How It Differs from Fundamental Analysis
Fundamental analysis looks at a company’s actual business — earnings, growth, industry trends, etc. It’s about figuring out what something is worth in the long run.
Technical analysis, on the other hand, is all about timing.
It’s used to:
- Spot trends and reversals
- Identify entry and exit points
- Set stop-loss and profit targets
Many experienced investors use both. For example, they might use fundamentals to pick a stock, and technicals to decide when to buy or sell it.
Key Tools Every Trader Should Know
You don’t need to be a math genius to use technical analysis. Most traders rely on a handful of visual tools and indicators.
1. Price Charts
These are the foundation. Three main types:
- Line chart – Simple, shows closing prices.

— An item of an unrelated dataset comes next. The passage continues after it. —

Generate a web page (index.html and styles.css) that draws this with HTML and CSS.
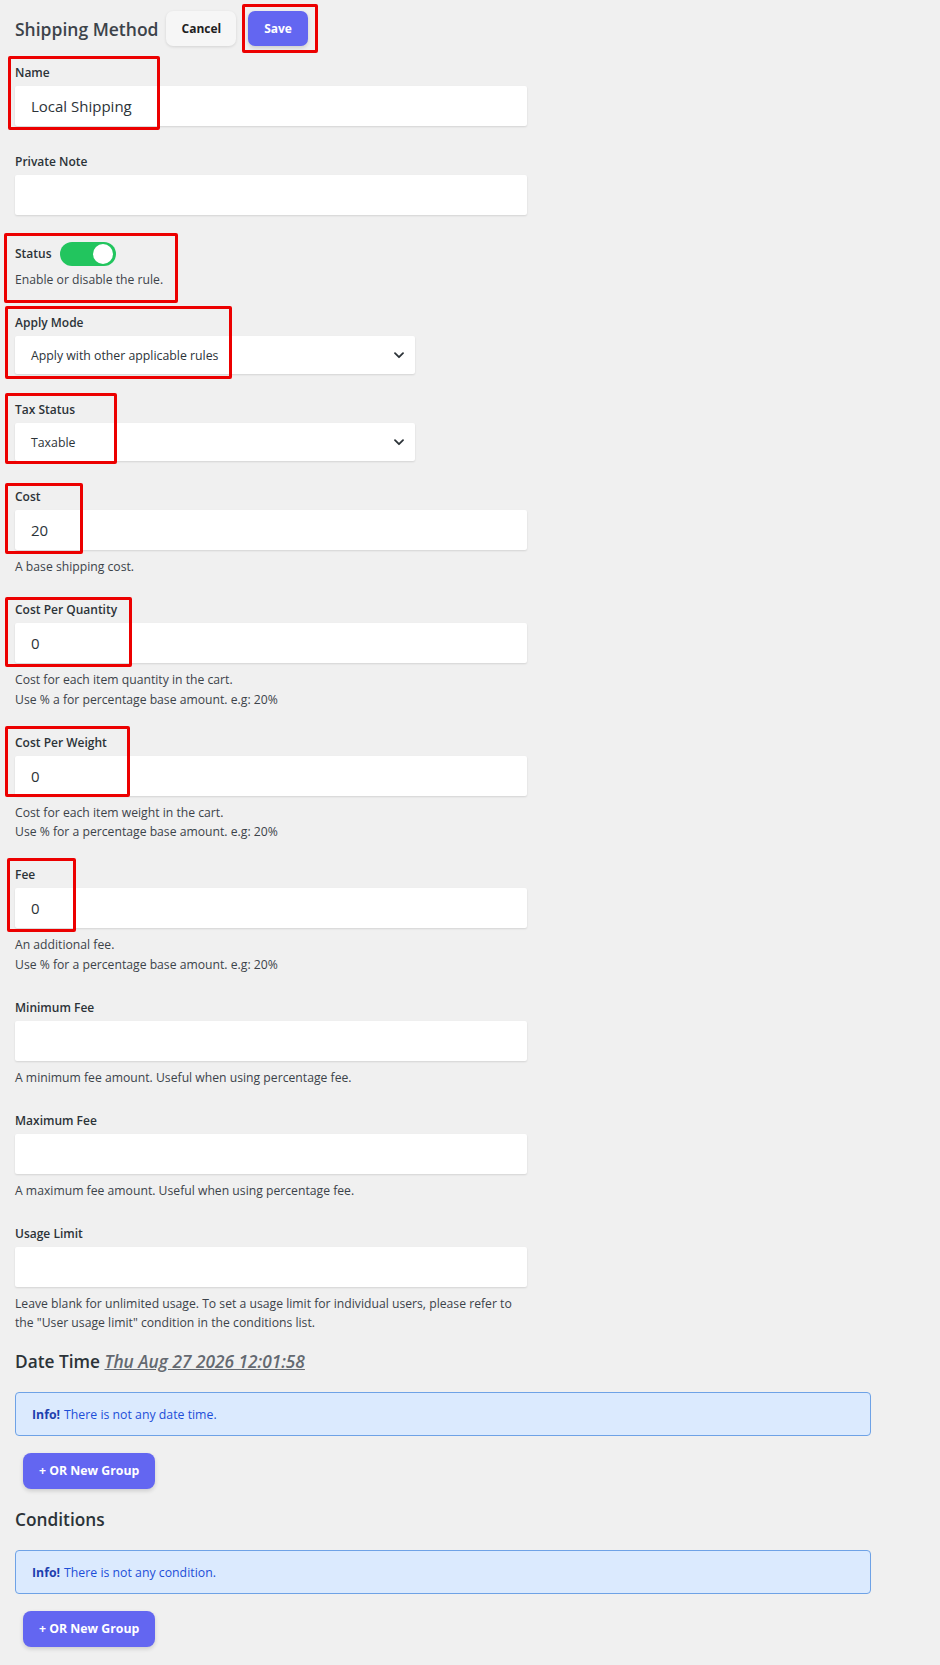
FILE: index.html
```html
<!DOCTYPE html>
<html lang="en">
<head>
<meta charset="utf-8">
<title>Shipping Method</title>
<link rel="stylesheet" href="styles.css">
</head>
<body>
<div class="page">
  <div class="topbar">
    <h1 class="title">Shipping Method</h1>
    <button class="btn btn-light" type="button">Cancel</button>
    <button class="btn btn-primary" type="button">Save</button>
  </div>

  <div class="field">
    <label class="label">Name</label>
    <input class="input" type="text" value="Local Shipping">
  </div>

  <div class="field">
    <label class="label">Private Note</label>
    <input class="input" type="text" value="">
  </div>

  <div class="field field-desc">
    <div class="status-row">
      <span class="label label-inline">Status</span>
      <span class="toggle"><span class="knob"></span></span>
    </div>
    <p class="desc desc-status">Enable or disable the rule.</p>
  </div>

  <div class="field">
    <label class="label">Apply Mode</label>
    <div class="select">
      <span>Apply with other applicable rules</span>
      <svg class="chevron" width="10" height="7" viewBox="0 0 10 7"><polyline points="1,1.2 5,5.2 9,1.2" fill="none" stroke="#2c3338" stroke-width="1.8" stroke-linecap="round" stroke-linejoin="round"/></svg>
    </div>
  </div>

  <div class="field">
    <label class="label">Tax Status</label>
    <div class="select">
      <span>Taxable</span>
      <svg class="chevron" width="10" height="7" viewBox="0 0 10 7"><polyline points="1,1.2 5,5.2 9,1.2" fill="none" stroke="#2c3338" stroke-width="1.8" stroke-linecap="round" stroke-linejoin="round"/></svg>
    </div>
  </div>

  <div class="field field-desc">
    <label class="label">Cost</label>
    <input class="input" type="text" value="20">
    <p class="desc">A base shipping cost.</p>
  </div>

  <div class="field field-desc">
    <label class="label">Cost Per Quantity</label>
    <input class="input" type="text" value="0">
    <p class="desc">Cost for each item quantity in the cart.<br>Use % a for percentage base amount. e.g: 20%</p>
  </div>

  <div class="field field-desc">
    <label class="label">Cost Per Weight</label>
    <input class="input" type="text" value="0">
    <p class="desc">Cost for each item weight in the cart.<br>Use % for a percentage base amount. e.g: 20%</p>
  </div>

  <div class="field field-desc">
    <label class="label">Fee</label>
    <input class="input" type="text" value="0">
    <p class="desc">An additional fee.<br>Use % for a percentage base amount. e.g: 20%</p>
  </div>

  <div class="field field-desc">
    <label class="label">Minimum Fee</label>
    <input class="input" type="text" value="">
    <p class="desc">A minimum fee amount. Useful when using percentage fee.</p>
  </div>

  <div class="field field-desc">
    <label class="label">Maximum Fee</label>
    <input class="input" type="text" value="">
    <p class="desc">A maximum fee amount. Useful when using percentage fee.</p>
  </div>

  <div class="field field-last">
    <label class="label">Usage Limit</label>
    <input class="input" type="text" value="">
    <p class="desc">Leave blank for unlimited usage. To set a usage limit for individual users, please refer to<br>the "User usage limit" condition in the conditions list.</p>
  </div>

  <section class="section">
    <h2 class="section-title">Date Time <span class="date">Thu Aug 27 2026 12:01:58</span></h2>
    <div class="alert"><strong>Info!</strong> There is not any date time.</div>
    <button class="btn btn-primary btn-group" type="button">+ OR New Group</button>
  </section>

  <section class="section">
    <h2 class="section-title">Conditions</h2>
    <div class="alert"><strong>Info!</strong> There is not any condition.</div>
    <button class="btn btn-primary btn-group" type="button">+ OR New Group</button>
  </section>

  <div class="mark mark-save"></div>
  <div class="mark mark-name"></div>
  <div class="mark mark-status"></div>
  <div class="mark mark-apply"></div>
  <div class="mark mark-tax"></div>
  <div class="mark mark-cost"></div>
  <div class="mark mark-cpq"></div>
  <div class="mark mark-cpw"></div>
  <div class="mark mark-fee"></div>
</div>
</body>
</html>
```

FILE: styles.css
```css
* { box-sizing: border-box; }

html, body {
  margin: 0;
  padding: 0;
  background: #f0f0f0;
}

body {
  font-family: "Open Sans", "Noto Sans", sans-serif;
  color: #3c434a;
}

.page {
  position: relative;
  padding: 0 15px 20px 15px;
  min-height: 1665px;
}

/* top bar */
.topbar {
  display: flex;
  align-items: center;
  padding-top: 11px;
  height: 46px;
}

.title {
  margin: 0 8px 0 0;
  font-size: 17.5px;
  font-weight: 600;
  color: #3c434a;
  line-height: 24px;
}

.btn {
  font-family: inherit;
  border: 0;
  border-radius: 7px;
  height: 35px;
  cursor: pointer;
  font-weight: 700;
  font-size: 12px;
}

.btn-light {
  background: #f6f6f6;
  color: #1f1f1f;
  padding: 0 15px;
  box-shadow: 0 1px 3px rgba(0, 0, 0, 0.12);
  margin-right: 12px;
}

.btn-primary {
  background: #6366f1;
  color: #ffffff;
  padding: 0 16px;
  box-shadow: 0 2px 4px rgba(0, 0, 0, 0.15);
}

/* fields */
.field {
  margin-top: 0;
  margin-bottom: 27px;
}

.topbar + .field { margin-top: 18px; }

.field-desc { margin-bottom: 24.5px; }
.field-last { margin-bottom: 17px; }

.label {
  display: block;
  font-size: 12px;
  font-weight: 600;
  line-height: 18px;
  margin-bottom: 4px;
  color: #2c3338;
}

.label-inline {
  display: inline-block;
  margin: 0;
}

.input {
  display: block;
  width: 512px;
  height: 40px;
  border: 0;
  border-radius: 2px;
  background: #ffffff;
  box-shadow: 0 1px 2px rgba(0, 0, 0, 0.12);
  padding: 0 16px;
  font-family: inherit;
  font-size: 15px;
  color: #2c3338;
  outline: none;
}

.select {
  display: flex;
  align-items: center;
  justify-content: space-between;
  width: 400px;
  height: 38px;
  background: #ffffff;
  border-radius: 2px;
  box-shadow: 0 1px 2px rgba(0, 0, 0, 0.12);
  padding: 0 11px 0 16px;
  font-size: 12.3px;
  color: #2c3338;
}

.chevron { display: block; }

.desc {
  margin: 7px 0 0 0;
  font-size: 12.2px;
  line-height: 19.5px;
  color: #3c434a;
}

.desc-status { margin-top: 4px; }

/* status toggle */
.status-row {
  display: flex;
  align-items: center;
  height: 24px;
  gap: 8px;
}

.toggle {
  position: relative;
  display: inline-block;
  width: 56px;
  height: 24px;
  border-radius: 12px;
  background: #22c55e;
}

.knob {
  position: absolute;
  top: 2px;
  right: 3px;
  width: 20px;
  height: 20px;
  border-radius: 50%;
  background: #ffffff;
}

/* sections */
.section {
  margin-bottom: 19px;
}

.section-title {
  margin: 0 0 18.5px 0;
  font-size: 17.3px;
  font-weight: 600;
  line-height: 24px;
  color: #2c3338;
}

.date {
  font-style: italic;
  text-decoration: underline;
  color: #646970;
}

.alert {
  width: 856px;
  height: 44px;
  padding: 0 16px;
  display: flex;
  align-items: center;
  background: #dbeafe;
  border: 1px solid #6ea2e6;
  border-radius: 4px;
  font-size: 12.3px;
  color: #1d4ed8;
}

.alert strong {
  font-weight: 700;
  color: #1e40af;
  margin-right: 4px;
}

.btn-group {
  display: block;
  margin: 16.5px 0 0 8px;
  height: 36px;
  padding: 0 16px;
  font-size: 12.3px;
  border-radius: 8px;
}

/* annotation boxes */
.mark {
  position: absolute;
  border: 3px solid #ec0000;
  border-radius: 2px;
  pointer-events: none;
}

.mark-save   { left: 242px; top: 4px;   width: 76px;  height: 49px; }
.mark-name   { left: 8px;   top: 56px;  width: 152px; height: 74px; }
.mark-status { left: 4px;   top: 233px; width: 174px; height: 70px; }
.mark-apply  { left: 5px;   top: 306px; width: 227px; height: 73px; }
.mark-tax    { left: 5px;   top: 393px; width: 112px; height: 71px; }
.mark-cost   { left: 5px;   top: 483px; width: 78px;  height: 71px; }
.mark-cpq    { left: 5px;   top: 597px; width: 127px; height: 70px; }
.mark-cpw    { left: 5px;   top: 726px; width: 125px; height: 71px; }
.mark-fee    { left: 7px;   top: 858px; width: 69px;  height: 74px; }
```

- Bar chart – Adds open, high, and low.
- Candlestick chart – The favorite. It shows open, high, low, close, and offers clear signals of market sentiment.
Candlestick patterns like “doji,” “hammer,” or “engulfing” can hint at reversals or momentum.
2. Moving Averages
A moving average smooths out price data to reveal the underlying trend.

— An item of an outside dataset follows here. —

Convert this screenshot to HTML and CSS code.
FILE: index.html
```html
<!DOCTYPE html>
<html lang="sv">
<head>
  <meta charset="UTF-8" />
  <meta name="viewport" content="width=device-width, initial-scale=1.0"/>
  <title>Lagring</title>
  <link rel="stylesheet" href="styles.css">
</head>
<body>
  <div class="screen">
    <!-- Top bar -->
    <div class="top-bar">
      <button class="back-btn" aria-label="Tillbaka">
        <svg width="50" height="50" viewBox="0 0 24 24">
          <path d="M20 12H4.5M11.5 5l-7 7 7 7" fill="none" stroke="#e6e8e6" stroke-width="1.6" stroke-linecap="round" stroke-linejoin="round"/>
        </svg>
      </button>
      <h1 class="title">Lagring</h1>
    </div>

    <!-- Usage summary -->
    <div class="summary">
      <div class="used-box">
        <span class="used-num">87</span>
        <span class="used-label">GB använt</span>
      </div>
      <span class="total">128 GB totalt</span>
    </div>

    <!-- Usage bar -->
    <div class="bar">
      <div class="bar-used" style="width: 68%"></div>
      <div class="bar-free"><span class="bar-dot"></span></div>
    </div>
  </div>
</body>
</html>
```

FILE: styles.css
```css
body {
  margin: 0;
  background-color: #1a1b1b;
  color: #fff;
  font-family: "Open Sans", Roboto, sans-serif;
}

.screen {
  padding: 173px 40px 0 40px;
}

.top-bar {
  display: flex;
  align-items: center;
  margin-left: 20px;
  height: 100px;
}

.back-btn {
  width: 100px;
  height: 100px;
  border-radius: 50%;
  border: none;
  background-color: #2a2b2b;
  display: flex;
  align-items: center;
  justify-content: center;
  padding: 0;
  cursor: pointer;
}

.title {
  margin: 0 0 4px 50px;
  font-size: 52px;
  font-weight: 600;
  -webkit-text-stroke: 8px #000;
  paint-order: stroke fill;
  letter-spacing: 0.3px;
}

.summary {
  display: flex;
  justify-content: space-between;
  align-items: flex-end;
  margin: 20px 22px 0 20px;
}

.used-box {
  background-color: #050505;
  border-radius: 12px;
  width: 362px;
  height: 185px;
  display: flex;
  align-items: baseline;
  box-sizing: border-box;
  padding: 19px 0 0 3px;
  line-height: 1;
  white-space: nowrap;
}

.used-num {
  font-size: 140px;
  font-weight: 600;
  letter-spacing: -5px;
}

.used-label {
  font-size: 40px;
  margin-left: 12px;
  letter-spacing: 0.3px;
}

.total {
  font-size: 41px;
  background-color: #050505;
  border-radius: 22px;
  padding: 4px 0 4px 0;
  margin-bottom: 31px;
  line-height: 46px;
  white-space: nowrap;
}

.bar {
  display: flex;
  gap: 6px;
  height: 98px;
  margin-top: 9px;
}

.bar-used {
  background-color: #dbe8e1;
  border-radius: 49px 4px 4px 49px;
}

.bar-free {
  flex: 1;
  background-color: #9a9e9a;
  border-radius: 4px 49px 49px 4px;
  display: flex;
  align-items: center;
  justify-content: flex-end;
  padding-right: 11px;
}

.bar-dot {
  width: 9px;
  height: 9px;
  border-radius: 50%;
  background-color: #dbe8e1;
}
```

- Simple Moving Average (SMA) – Straight average over a period
- Exponential Moving Average (EMA) – Weighs recent prices more heavily
A common signal: when the 50-day MA crosses above the 200-day MA, it’s called a golden cross — often seen as bullish.
3. MACD and RSI
- MACD (Moving Average Convergence Divergence) helps spot trend changes and momentum shifts.
- RSI (Relative Strength Index) tells you if something is overbought (above 70) or oversold (below 30).
These tools are great for timing trades — especially in volatile markets like crypto.
4. Chart Patterns
Patterns repeat. That’s a big idea in technical analysis.
Some common ones:
- Head and Shoulders – Often signals a trend reversal
- Double Top / Bottom – Signals a market turning point
- Triangles and Flags – Show consolidation before a big move
Recognizing these patterns helps you anticipate — rather than react to — price moves.
5. Support and Resistance Levels
Support = where prices tend to stop falling
Resistance = where prices tend to stop rising
These levels help traders set entry points and stop losses — and avoid buying the top or selling the bottom.
Popular Trading Strategies Using Technical Analysis
Depending on your goals, here are a few ways traders use technical analysis:
- Trend Following – Ride the wave in the direction of the trend.
- Mean Reversion – Bet that prices will snap back after a sharp move.
- Momentum Trading – Jump in when prices accelerate.
- Breakout Trading – Buy when price breaks past resistance or sell when it falls below support.
- Swing Trading – Hold trades for days or weeks, using patterns and indicators for timing.
Where Technical Analysis Works Best
This method isn’t just for Wall Street pros. It’s used in:
- Stock markets – To fine-tune entry/exit points
- Crypto – Where fundamentals are unclear or non-existent
- Forex – High liquidity and short-term price moves make it ideal
- Commodities – Where price behavior often follows patterns.
The Pros and Cons
Benefits
- Works across markets and timeframes
- Helps with risk management
- Great for short-term decision-making
- Offers insights into market psychology
Drawbacks
- Can give false signals, especially in choppy markets
- Often lagging — you see the signal after the move starts
- Doesn’t account for news or earnings
- Can be subjective — two people may read the same chart differently.
Is Technical Analysis Right for You?
If you like visual thinking, pattern recognition, and data-driven decision-making, technical analysis can be a powerful tool. But it’s not magic. It works best when:
- Combined with solid risk management
- Used alongside fundamental analysis
- Applied consistently with clear rules
Whether you’re trading stocks, crypto, or currencies, understanding the basics of technical analysis can give you an edge.
Key Takeaways
- Technical analysis helps traders forecast market moves by studying price charts and volume.
- Tools like moving averages, RSI, and candlestick patterns are central to this approach.
- It’s especially useful for short-term trading and market timing.
- While powerful, it’s not foolproof — combining it with other methods improves success.
FAQs
Q: Can beginners use technical analysis?
A. Yes! Many tools are visual and easy to learn. Start with charts and basic indicators like moving averages and RSI.
Q: Does technical analysis work in crypto?
A. Absolutely. In fact, many crypto traders rely heavily on it since there’s limited fundamental data.
Q: What’s the best chart type for beginners?
A. Candlestick charts. They offer the most insight into price behavior at a glance.
Q: Is technical analysis better than fundamental analysis?
A. Not better — just different. Many successful traders use both together.